Que peut-on retenir du modèle collaboratif ? D’abord qu’il permet de mieux exploiter des ressources inutilisées et surtout qu’il n’exclut pas la notion de service, un domaine où les hôteliers ont une certaine expertise. La collaboration est-elle inenvisageable entre des particuliers qui vont mettre une offre originale sur le marché et des hôteliers de proximité qui peuvent apporter une valeur ajoutée ? Aucune porte ne doit être fermée. La bataille acharnée entre les hôteliers et les promoteurs de résidences de tourisme s’est achevée par une récupération intelligente par les hôteliers d’un modèle de financement et de gestion qui présente des avantages. Dans la plupart des grandes villes où le déficit en chambres d’hôtels est manifeste, la location d’appartements ou le logement chez l’habitant sont des formules complémentaires qui ne font pas baisser le taux d’occupation. En revanche, pourquoi ne pas récupérer une partie des dépenses des touristes en leur donnant accès à la restauration, au fitness, au business center… ?

On voit que certains modèles originaux, comme Mama Shelter, rencontrent leur public. Il est sans doute possible de s’en inspirer en élargissant encore la gamme des services et en travaillant sur la rentabilité réelle de chacun.

L’autre leçon à tirer de l’économie collaborative est justement de laisser faire par d’autres les tâches qu’ils maîtrisent mieux. Dans cette collaboration, la répartition des tâches est profitable aux partenaires qui sauront trouver un terrain d’entente. Encore une fois, la restauration n’est pas le domaine d’excellence des hôteliers – à l’exception des établissements de grand luxe qui propose une expérience exceptionnelle. Les nouvelles formules sont plus proches de la vente à emporter et du plat à réchauffer que de la bonne gastronomie de terroir. Certains hôteliers ont déjà eu l’idée de confier leur room-service à un restaurant voisin sélectionné pour sa carte attrayante. D’autres alliances restent aussi à inventer.
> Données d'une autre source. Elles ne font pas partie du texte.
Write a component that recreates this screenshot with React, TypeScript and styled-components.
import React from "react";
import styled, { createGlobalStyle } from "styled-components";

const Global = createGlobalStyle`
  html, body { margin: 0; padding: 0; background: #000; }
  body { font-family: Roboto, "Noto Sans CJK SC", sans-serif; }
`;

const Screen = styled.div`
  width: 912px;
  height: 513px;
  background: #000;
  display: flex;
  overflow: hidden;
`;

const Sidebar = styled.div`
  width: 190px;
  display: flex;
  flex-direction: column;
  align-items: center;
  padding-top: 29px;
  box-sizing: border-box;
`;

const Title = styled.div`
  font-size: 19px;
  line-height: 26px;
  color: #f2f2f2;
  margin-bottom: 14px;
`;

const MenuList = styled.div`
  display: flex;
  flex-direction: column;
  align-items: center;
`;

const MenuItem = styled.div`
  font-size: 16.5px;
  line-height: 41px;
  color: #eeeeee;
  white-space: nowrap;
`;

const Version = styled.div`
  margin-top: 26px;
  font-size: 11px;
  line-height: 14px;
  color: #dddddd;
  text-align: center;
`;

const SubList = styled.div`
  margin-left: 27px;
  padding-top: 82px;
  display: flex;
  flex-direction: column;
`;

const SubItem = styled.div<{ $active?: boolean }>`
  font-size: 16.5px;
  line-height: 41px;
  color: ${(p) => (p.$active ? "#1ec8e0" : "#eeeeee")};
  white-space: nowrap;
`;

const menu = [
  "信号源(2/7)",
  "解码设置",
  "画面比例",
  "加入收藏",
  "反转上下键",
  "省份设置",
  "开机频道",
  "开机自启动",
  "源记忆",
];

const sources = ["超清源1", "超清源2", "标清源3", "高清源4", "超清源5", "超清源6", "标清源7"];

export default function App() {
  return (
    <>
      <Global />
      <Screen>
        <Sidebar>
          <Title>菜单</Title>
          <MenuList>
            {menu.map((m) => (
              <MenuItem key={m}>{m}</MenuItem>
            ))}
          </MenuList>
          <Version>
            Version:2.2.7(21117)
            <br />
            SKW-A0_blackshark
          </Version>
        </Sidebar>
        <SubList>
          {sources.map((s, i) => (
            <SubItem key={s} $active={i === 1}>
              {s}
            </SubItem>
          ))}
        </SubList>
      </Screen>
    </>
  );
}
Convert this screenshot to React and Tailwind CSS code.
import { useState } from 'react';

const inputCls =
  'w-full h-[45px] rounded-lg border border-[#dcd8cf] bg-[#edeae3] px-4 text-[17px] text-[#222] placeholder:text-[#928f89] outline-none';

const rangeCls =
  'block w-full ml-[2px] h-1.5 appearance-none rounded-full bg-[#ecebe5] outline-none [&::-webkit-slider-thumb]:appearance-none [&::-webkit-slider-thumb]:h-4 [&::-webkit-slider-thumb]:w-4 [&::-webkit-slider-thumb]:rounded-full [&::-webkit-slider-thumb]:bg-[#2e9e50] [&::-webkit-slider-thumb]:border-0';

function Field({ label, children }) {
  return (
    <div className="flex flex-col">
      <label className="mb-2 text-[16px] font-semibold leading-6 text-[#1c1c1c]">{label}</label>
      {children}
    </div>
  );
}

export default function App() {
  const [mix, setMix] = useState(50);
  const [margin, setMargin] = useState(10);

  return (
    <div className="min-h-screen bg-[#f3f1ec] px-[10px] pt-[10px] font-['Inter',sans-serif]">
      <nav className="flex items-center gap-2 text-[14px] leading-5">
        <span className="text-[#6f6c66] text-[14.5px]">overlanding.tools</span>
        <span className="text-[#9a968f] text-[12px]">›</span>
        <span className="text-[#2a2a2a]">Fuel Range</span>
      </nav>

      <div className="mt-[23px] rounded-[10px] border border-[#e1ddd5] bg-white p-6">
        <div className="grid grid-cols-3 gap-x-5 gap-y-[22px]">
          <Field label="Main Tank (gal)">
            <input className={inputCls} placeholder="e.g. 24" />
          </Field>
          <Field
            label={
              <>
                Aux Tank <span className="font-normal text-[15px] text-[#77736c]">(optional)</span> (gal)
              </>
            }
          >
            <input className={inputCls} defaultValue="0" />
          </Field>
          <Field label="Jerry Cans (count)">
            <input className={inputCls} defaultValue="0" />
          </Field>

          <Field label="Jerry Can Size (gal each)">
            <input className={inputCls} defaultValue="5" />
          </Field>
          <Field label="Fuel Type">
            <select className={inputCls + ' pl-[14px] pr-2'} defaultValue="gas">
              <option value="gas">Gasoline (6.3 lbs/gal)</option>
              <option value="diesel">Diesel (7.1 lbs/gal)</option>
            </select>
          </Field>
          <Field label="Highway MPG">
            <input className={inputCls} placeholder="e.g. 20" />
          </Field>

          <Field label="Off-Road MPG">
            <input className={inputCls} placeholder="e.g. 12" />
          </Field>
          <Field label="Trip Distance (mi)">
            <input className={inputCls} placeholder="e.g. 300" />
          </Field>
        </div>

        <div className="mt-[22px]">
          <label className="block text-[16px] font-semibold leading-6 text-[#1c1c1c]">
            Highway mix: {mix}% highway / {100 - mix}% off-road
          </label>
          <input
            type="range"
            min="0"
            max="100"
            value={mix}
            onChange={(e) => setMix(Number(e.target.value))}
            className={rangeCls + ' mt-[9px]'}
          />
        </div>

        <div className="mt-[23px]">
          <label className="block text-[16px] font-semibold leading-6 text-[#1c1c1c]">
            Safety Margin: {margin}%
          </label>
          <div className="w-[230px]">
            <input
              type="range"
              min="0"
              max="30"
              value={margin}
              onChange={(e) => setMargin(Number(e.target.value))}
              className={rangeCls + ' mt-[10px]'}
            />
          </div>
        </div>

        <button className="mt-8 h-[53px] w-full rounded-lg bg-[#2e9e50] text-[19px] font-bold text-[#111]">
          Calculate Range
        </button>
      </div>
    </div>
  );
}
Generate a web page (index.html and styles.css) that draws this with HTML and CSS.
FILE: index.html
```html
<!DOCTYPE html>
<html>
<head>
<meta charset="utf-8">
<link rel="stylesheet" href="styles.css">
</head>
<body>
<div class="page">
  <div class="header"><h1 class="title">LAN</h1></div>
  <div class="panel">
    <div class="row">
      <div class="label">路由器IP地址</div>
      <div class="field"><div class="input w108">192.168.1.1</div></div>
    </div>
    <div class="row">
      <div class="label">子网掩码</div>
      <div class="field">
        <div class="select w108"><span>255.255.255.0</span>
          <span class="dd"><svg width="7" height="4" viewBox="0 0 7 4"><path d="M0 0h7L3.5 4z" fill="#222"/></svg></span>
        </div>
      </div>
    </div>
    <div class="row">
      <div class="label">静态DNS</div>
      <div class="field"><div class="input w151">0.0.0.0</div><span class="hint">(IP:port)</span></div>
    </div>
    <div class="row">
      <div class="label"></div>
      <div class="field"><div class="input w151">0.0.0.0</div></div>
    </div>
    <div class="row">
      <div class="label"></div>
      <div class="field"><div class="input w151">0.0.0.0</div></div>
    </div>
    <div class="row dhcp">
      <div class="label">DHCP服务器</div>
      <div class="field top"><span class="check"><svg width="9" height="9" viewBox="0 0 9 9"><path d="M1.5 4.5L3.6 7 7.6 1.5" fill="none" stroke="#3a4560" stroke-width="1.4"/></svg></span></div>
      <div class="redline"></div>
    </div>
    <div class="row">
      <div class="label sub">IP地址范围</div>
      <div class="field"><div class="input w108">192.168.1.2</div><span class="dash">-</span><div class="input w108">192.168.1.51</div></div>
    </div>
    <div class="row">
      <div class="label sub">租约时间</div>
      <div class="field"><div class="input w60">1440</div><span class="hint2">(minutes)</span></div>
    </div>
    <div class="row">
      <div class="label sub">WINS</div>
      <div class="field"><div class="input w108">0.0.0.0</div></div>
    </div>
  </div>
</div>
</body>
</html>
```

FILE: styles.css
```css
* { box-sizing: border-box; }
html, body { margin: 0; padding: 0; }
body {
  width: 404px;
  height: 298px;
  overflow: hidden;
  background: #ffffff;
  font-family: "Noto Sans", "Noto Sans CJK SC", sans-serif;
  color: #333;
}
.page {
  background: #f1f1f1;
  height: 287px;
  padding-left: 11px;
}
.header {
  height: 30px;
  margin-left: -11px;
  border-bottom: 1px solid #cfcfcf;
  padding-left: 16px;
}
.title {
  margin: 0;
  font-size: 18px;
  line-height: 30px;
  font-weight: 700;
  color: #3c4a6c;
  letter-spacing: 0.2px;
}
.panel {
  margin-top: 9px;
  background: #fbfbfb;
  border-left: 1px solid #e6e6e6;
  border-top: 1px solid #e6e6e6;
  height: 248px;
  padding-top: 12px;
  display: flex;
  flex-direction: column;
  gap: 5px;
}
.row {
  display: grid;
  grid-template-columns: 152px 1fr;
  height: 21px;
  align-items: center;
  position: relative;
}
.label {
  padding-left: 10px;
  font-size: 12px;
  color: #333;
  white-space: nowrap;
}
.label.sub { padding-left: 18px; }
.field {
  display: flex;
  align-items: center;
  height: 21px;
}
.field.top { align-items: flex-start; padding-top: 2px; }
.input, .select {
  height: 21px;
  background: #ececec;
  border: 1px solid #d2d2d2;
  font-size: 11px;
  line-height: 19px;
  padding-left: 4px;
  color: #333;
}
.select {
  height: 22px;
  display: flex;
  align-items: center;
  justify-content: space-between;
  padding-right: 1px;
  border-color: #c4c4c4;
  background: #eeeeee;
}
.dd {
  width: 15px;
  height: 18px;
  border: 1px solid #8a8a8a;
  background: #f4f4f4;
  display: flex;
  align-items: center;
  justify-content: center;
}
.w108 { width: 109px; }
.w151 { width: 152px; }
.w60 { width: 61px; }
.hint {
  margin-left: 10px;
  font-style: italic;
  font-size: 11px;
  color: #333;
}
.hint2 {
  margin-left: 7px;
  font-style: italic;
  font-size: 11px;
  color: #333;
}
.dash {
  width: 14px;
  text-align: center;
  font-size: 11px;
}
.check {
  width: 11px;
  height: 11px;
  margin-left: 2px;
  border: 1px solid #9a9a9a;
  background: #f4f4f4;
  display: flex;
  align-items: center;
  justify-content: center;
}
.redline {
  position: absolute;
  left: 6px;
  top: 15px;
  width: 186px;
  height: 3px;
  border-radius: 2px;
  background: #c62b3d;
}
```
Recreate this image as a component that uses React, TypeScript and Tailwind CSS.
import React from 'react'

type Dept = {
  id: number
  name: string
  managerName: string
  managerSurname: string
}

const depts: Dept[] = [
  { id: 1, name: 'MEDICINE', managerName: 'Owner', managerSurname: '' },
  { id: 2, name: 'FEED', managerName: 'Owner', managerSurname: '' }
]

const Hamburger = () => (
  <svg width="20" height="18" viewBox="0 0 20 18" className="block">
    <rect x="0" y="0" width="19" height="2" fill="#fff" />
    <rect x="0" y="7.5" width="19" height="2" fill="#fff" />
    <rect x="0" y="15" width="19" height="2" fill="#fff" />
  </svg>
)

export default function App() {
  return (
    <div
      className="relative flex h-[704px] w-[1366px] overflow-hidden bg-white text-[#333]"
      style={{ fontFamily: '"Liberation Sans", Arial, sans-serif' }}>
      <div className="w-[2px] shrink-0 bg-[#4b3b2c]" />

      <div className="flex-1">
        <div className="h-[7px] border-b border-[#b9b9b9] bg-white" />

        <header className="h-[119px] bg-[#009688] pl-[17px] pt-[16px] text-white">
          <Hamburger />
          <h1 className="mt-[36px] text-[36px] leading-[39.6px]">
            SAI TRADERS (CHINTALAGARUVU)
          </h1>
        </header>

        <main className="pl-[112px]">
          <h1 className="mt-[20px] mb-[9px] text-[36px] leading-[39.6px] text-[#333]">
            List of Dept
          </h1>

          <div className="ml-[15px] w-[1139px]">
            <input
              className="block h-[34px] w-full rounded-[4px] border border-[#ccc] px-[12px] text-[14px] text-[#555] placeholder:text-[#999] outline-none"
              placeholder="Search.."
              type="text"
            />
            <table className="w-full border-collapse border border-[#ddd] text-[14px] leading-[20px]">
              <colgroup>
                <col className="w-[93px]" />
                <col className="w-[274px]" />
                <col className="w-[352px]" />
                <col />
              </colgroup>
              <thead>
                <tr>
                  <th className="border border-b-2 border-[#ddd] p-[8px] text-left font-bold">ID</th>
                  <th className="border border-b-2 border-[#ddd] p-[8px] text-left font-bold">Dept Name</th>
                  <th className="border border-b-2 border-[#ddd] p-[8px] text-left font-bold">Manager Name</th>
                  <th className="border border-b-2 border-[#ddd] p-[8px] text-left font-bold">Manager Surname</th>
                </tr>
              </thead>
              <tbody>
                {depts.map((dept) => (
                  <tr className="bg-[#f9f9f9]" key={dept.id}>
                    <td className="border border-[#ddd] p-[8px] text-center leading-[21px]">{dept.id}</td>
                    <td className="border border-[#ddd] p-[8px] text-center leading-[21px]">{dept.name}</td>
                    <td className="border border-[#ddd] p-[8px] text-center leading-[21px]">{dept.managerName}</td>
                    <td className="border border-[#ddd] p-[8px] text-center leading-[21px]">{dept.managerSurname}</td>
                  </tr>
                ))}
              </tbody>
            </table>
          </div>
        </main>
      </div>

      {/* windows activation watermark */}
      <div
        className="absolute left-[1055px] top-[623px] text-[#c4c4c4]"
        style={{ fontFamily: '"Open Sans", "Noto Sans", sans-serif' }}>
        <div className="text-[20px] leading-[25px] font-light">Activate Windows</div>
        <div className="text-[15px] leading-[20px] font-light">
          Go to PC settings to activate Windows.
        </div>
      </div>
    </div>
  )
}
Lieu de rencontre, l’hôtel est légitime pour devenir un pôle de services, comme un «guichet unique» du voyageur pour ses réservations, ses spectacles, son bien-être, ses achats de première nécessité, ses déplacements futurs, voire des services de proximité… Si le tourisme est avant tout une suite de prestations, pourquoi l’hôtel n’en serait-il pas la locomotive ?

L’économie collaborative n’a aucune raison de se développer uniquement entre particuliers. La porte est déjà assez ouverte à toutes les tentations de para-commercialisme et de prestations déguisées. L’hôtellerie a besoin de bouger. Elle a besoin d’une stratégie qui ne soit pas que défensive, comme c’est trop le cas en ce moment. C’est en soi le signe d’un manque d’anticipation par rapport à des phénomènes de société. Cette stratégie peut être à la fois audacieuse et sortir des cadres habituels en s’appuyant sur les nouvelles générations qui n’ont pas la même réticence à sauter les barrières. Elle implique de la part des hôteliers de s’ouvrir plus largement sur leur communauté locale en les associant à l’accueil des visiteurs. Elle implique aussi de retrouver des réflexes et des métiers qui ont été trop vite négligés pour se focaliser sur la seule gestion. L’hospitalité au sens large fédère beaucoup de talents complémentaires qu’il faut s’atteler à réunir.